Exercise description: Write out the entire listing below exactly, with the pictures left out.

§

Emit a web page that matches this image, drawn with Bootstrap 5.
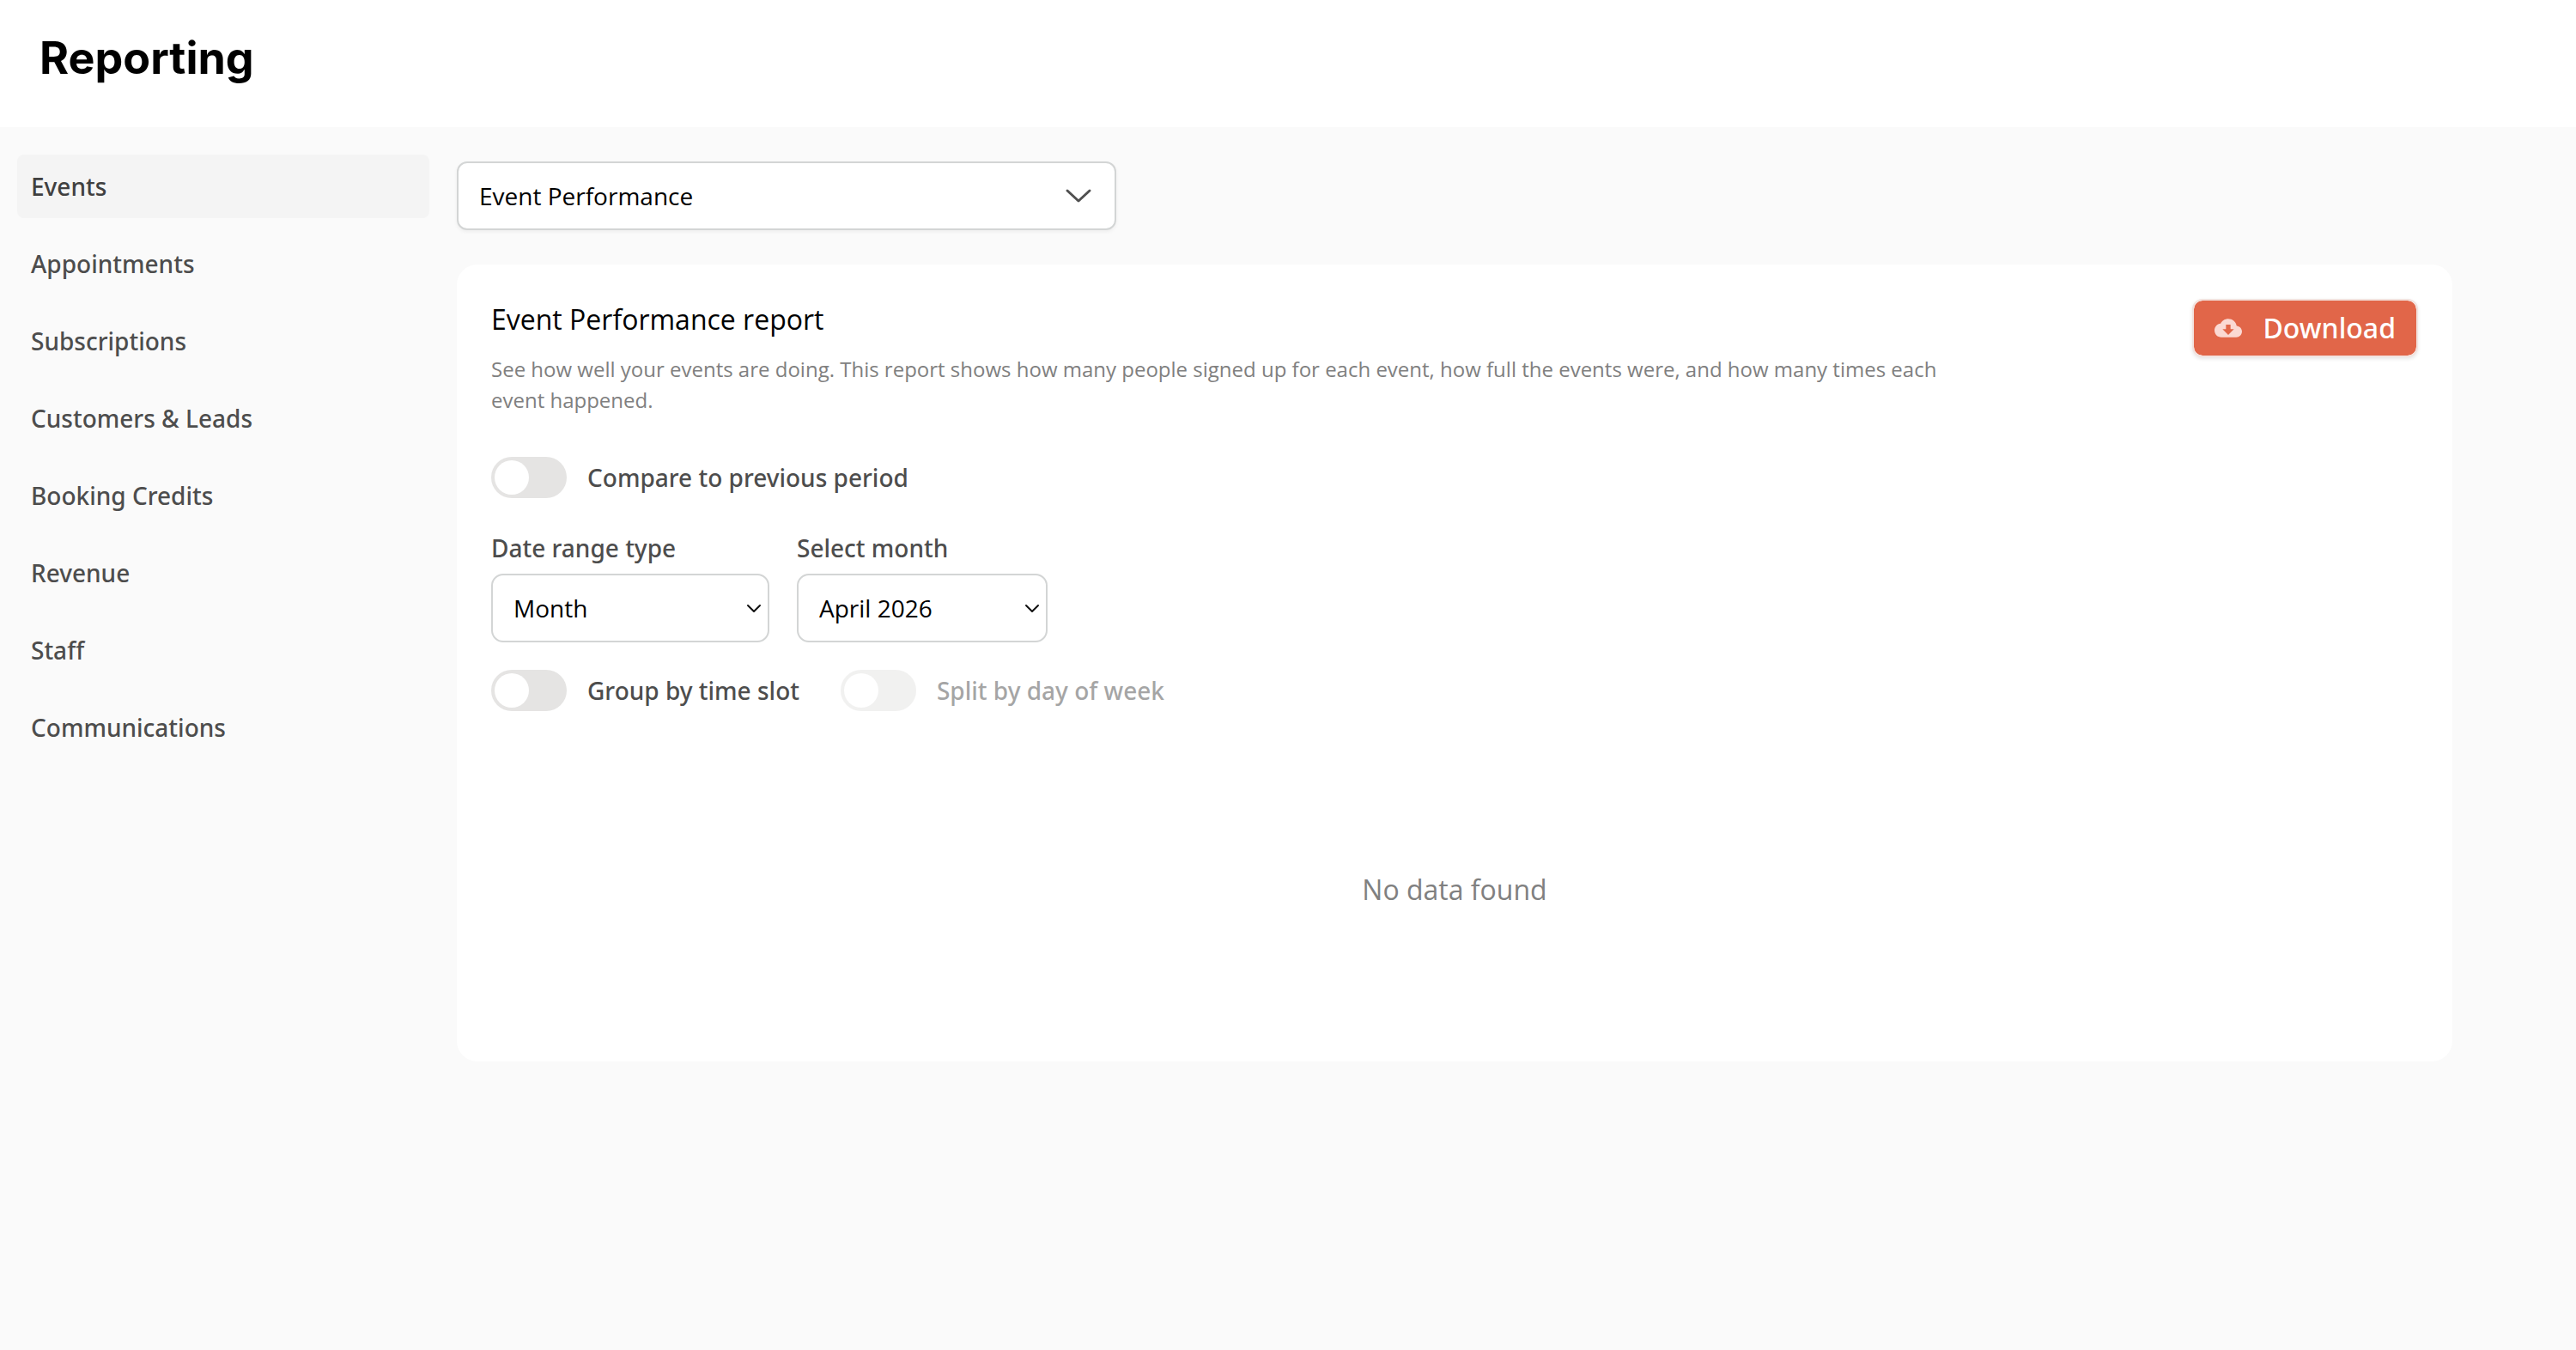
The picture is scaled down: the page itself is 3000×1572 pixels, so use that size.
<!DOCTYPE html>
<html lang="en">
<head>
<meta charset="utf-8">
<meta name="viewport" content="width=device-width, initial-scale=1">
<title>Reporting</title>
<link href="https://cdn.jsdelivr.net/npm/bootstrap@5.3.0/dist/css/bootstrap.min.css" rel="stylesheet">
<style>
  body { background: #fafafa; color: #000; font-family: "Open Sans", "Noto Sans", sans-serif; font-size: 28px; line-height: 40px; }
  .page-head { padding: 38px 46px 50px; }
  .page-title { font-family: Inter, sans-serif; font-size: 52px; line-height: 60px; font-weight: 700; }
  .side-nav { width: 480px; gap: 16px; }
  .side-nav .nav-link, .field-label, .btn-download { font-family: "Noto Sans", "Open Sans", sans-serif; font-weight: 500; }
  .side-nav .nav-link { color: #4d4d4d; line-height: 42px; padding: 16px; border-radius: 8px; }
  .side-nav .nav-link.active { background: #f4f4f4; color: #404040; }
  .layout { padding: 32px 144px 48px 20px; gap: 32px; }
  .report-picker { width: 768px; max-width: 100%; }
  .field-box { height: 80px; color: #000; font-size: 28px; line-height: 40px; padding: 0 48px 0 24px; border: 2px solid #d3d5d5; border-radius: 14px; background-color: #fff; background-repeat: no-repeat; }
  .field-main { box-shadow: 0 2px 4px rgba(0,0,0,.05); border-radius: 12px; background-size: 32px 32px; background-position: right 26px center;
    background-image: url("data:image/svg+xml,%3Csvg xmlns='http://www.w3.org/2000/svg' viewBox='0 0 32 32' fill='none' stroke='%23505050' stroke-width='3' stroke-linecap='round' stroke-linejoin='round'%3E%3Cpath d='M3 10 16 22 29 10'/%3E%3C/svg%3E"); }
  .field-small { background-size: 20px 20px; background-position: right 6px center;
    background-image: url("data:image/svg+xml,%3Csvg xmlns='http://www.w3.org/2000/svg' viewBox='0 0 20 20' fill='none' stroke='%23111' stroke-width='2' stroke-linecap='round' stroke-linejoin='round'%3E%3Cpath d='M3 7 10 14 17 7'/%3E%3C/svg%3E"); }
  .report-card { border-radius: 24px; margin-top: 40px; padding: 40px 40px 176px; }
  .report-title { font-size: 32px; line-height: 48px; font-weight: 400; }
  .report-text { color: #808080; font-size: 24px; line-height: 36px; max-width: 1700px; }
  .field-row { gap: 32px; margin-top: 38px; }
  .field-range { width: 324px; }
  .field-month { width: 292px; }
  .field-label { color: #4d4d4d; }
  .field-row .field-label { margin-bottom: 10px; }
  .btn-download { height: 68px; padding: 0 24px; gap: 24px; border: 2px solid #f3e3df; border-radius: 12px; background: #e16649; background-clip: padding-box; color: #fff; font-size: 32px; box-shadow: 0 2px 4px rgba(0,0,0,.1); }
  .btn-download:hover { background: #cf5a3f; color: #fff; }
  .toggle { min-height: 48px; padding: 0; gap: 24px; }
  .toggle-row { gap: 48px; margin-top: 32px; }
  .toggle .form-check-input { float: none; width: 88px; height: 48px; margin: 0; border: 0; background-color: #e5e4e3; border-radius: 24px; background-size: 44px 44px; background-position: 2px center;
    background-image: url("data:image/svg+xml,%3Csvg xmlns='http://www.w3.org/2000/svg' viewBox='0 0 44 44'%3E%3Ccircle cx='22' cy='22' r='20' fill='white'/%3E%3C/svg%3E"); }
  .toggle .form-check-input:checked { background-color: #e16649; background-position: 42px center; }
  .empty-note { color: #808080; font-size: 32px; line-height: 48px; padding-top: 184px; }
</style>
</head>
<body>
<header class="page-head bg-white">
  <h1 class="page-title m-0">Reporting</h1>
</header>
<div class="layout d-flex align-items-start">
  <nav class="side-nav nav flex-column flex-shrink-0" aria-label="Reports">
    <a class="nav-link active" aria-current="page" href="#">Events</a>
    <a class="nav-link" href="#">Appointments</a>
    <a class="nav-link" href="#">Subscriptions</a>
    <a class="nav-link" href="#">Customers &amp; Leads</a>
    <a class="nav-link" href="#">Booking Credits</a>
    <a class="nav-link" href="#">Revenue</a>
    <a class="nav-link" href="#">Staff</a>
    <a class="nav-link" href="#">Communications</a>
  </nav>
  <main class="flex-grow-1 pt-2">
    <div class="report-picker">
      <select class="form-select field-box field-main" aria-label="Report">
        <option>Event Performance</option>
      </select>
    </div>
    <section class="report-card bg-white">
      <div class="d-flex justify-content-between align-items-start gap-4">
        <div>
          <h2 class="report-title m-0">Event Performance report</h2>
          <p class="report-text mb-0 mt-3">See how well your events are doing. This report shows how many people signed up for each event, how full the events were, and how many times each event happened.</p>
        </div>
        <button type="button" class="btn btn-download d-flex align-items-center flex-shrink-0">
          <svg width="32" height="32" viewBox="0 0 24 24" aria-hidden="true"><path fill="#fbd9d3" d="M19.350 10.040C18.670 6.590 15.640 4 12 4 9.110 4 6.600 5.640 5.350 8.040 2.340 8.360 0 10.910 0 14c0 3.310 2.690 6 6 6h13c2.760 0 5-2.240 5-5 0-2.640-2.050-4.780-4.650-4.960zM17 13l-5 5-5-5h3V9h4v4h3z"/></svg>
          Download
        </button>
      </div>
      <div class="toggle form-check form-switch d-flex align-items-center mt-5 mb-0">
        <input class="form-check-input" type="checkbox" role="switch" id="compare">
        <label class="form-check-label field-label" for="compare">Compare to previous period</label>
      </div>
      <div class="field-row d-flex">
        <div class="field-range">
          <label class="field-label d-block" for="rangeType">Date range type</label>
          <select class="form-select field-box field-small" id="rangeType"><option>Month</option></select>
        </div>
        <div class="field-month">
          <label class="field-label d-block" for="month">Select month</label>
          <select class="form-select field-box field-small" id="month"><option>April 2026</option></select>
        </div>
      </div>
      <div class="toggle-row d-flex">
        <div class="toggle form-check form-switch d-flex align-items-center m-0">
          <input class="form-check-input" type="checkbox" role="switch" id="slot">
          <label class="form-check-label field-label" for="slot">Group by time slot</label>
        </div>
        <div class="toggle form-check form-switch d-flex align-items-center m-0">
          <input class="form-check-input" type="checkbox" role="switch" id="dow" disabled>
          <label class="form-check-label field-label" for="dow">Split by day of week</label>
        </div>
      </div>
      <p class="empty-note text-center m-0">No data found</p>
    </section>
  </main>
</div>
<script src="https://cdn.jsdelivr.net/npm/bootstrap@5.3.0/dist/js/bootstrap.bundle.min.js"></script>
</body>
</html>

§

Result:
Emit a web page that matches this image, drawn with Bootstrap 5.
The picture is scaled down: the page itself is 3000×1572 pixels, so use that size.
<!DOCTYPE html>
<html lang="en">
<head>
<meta charset="utf-8">
<meta name="viewport" content="width=device-width, initial-scale=1">
<title>Reporting</title>
<link href="https://cdn.jsdelivr.net/npm/bootstrap@5.3.0/dist/css/bootstrap.min.css" rel="stylesheet">
<style>
  body { background: #fafafa; color: #000; font-family: "Open Sans", "Noto Sans", sans-serif; font-size: 28px; line-height: 40px; }
  .page-head { padding: 38px 46px 50px; }
  .page-title { font-family: Inter, sans-serif; font-size: 52px; line-height: 60px; font-weight: 700; }
  .side-nav { width: 480px; gap: 16px; }
  .side-nav .nav-link, .field-label, .btn-download { font-family: "Noto Sans", "Open Sans", sans-serif; font-weight: 500; }
  .side-nav .nav-link { color: #4d4d4d; line-height: 42px; padding: 16px; border-radius: 8px; }
  .side-nav .nav-link.active { background: #f4f4f4; color: #404040; }
  .layout { padding: 32px 144px 48px 20px; gap: 32px; }
  .report-picker { width: 768px; max-width: 100%; }
  .field-box { height: 80px; color: #000; font-size: 28px; line-height: 40px; padding: 0 48px 0 24px; border: 2px solid #d3d5d5; border-radius: 14px; background-color: #fff; background-repeat: no-repeat; }
  .field-main { box-shadow: 0 2px 4px rgba(0,0,0,.05); border-radius: 12px; background-size: 32px 32px; background-position: right 26px center;
    background-image: url("data:image/svg+xml,%3Csvg xmlns='http://www.w3.org/2000/svg' viewBox='0 0 32 32' fill='none' stroke='%23505050' stroke-width='3' stroke-linecap='round' stroke-linejoin='round'%3E%3Cpath d='M3 10 16 22 29 10'/%3E%3C/svg%3E"); }
  .field-small { background-size: 20px 20px; background-position: right 6px center;
    background-image: url("data:image/svg+xml,%3Csvg xmlns='http://www.w3.org/2000/svg' viewBox='0 0 20 20' fill='none' stroke='%23111' stroke-width='2' stroke-linecap='round' stroke-linejoin='round'%3E%3Cpath d='M3 7 10 14 17 7'/%3E%3C/svg%3E"); }
  .report-card { border-radius: 24px; margin-top: 40px; padding: 40px 40px 176px; }
  .report-title { font-size: 32px; line-height: 48px; font-weight: 400; }
  .report-text { color: #808080; font-size: 24px; line-height: 36px; max-width: 1700px; }
  .field-row { gap: 32px; margin-top: 38px; }
  .field-range { width: 324px; }
  .field-month { width: 292px; }
  .field-label { color: #4d4d4d; }
  .field-row .field-label { margin-bottom: 10px; }
  .btn-download { height: 68px; padding: 0 24px; gap: 24px; border: 2px solid #f3e3df; border-radius: 12px; background: #e16649; background-clip: padding-box; color: #fff; font-size: 32px; box-shadow: 0 2px 4px rgba(0,0,0,.1); }
  .btn-download:hover { background: #cf5a3f; color: #fff; }
  .toggle { min-height: 48px; padding: 0; gap: 24px; }
  .toggle-row { gap: 48px; margin-top: 32px; }
  .toggle .form-check-input { float: none; width: 88px; height: 48px; margin: 0; border: 0; background-color: #e5e4e3; border-radius: 24px; background-size: 44px 44px; background-position: 2px center;
    background-image: url("data:image/svg+xml,%3Csvg xmlns='http://www.w3.org/2000/svg' viewBox='0 0 44 44'%3E%3Ccircle cx='22' cy='22' r='20' fill='white'/%3E%3C/svg%3E"); }
  .toggle .form-check-input:checked { background-color: #e16649; background-position: 42px center; }
  .empty-note { color: #808080; font-size: 32px; line-height: 48px; padding-top: 184px; }
</style>
</head>
<body>
<header class="page-head bg-white">
  <h1 class="page-title m-0">Reporting</h1>
</header>
<div class="layout d-flex align-items-start">
  <nav class="side-nav nav flex-column flex-shrink-0" aria-label="Reports">
    <a class="nav-link active" aria-current="page" href="#">Events</a>
    <a class="nav-link" href="#">Appointments</a>
    <a class="nav-link" href="#">Subscriptions</a>
    <a class="nav-link" href="#">Customers &amp; Leads</a>
    <a class="nav-link" href="#">Booking Credits</a>
    <a class="nav-link" href="#">Revenue</a>
    <a class="nav-link" href="#">Staff</a>
    <a class="nav-link" href="#">Communications</a>
  </nav>
  <main class="flex-grow-1 pt-2">
    <div class="report-picker">
      <select class="form-select field-box field-main" aria-label="Report">
        <option>Event Performance</option>
      </select>
    </div>
    <section class="report-card bg-white">
      <div class="d-flex justify-content-between align-items-start gap-4">
        <div>
          <h2 class="report-title m-0">Event Performance report</h2>
          <p class="report-text mb-0 mt-3">See how well your events are doing. This report shows how many people signed up for each event, how full the events were, and how many times each event happened.</p>
        </div>
        <button type="button" class="btn btn-download d-flex align-items-center flex-shrink-0">
          <svg width="32" height="32" viewBox="0 0 24 24" aria-hidden="true"><path fill="#fbd9d3" d="M19.350 10.040C18.670 6.590 15.640 4 12 4 9.110 4 6.600 5.640 5.350 8.040 2.340 8.360 0 10.910 0 14c0 3.310 2.690 6 6 6h13c2.760 0 5-2.240 5-5 0-2.640-2.050-4.780-4.650-4.960zM17 13l-5 5-5-5h3V9h4v4h3z"/></svg>
          Download
        </button>
      </div>
      <div class="toggle form-check form-switch d-flex align-items-center mt-5 mb-0">
        <input class="form-check-input" type="checkbox" role="switch" id="compare">
        <label class="form-check-label field-label" for="compare">Compare to previous period</label>
      </div>
      <div class="field-row d-flex">
        <div class="field-range">
          <label class="field-label d-block" for="rangeType">Date range type</label>
          <select class="form-select field-box field-small" id="rangeType"><option>Month</option></select>
        </div>
        <div class="field-month">
          <label class="field-label d-block" for="month">Select month</label>
          <select class="form-select field-box field-small" id="month"><option>April 2026</option></select>
        </div>
      </div>
      <div class="toggle-row d-flex">
        <div class="toggle form-check form-switch d-flex align-items-center m-0">
          <input class="form-check-input" type="checkbox" role="switch" id="slot">
          <label class="form-check-label field-label" for="slot">Group by time slot</label>
        </div>
        <div class="toggle form-check form-switch d-flex align-items-center m-0">
          <input class="form-check-input" type="checkbox" role="switch" id="dow" disabled>
          <label class="form-check-label field-label" for="dow">Split by day of week</label>
        </div>
      </div>
      <p class="empty-note text-center m-0">No data found</p>
    </section>
  </main>
</div>
<script src="https://cdn.jsdelivr.net/npm/bootstrap@5.3.0/dist/js/bootstrap.bundle.min.js"></script>
</body>
</html>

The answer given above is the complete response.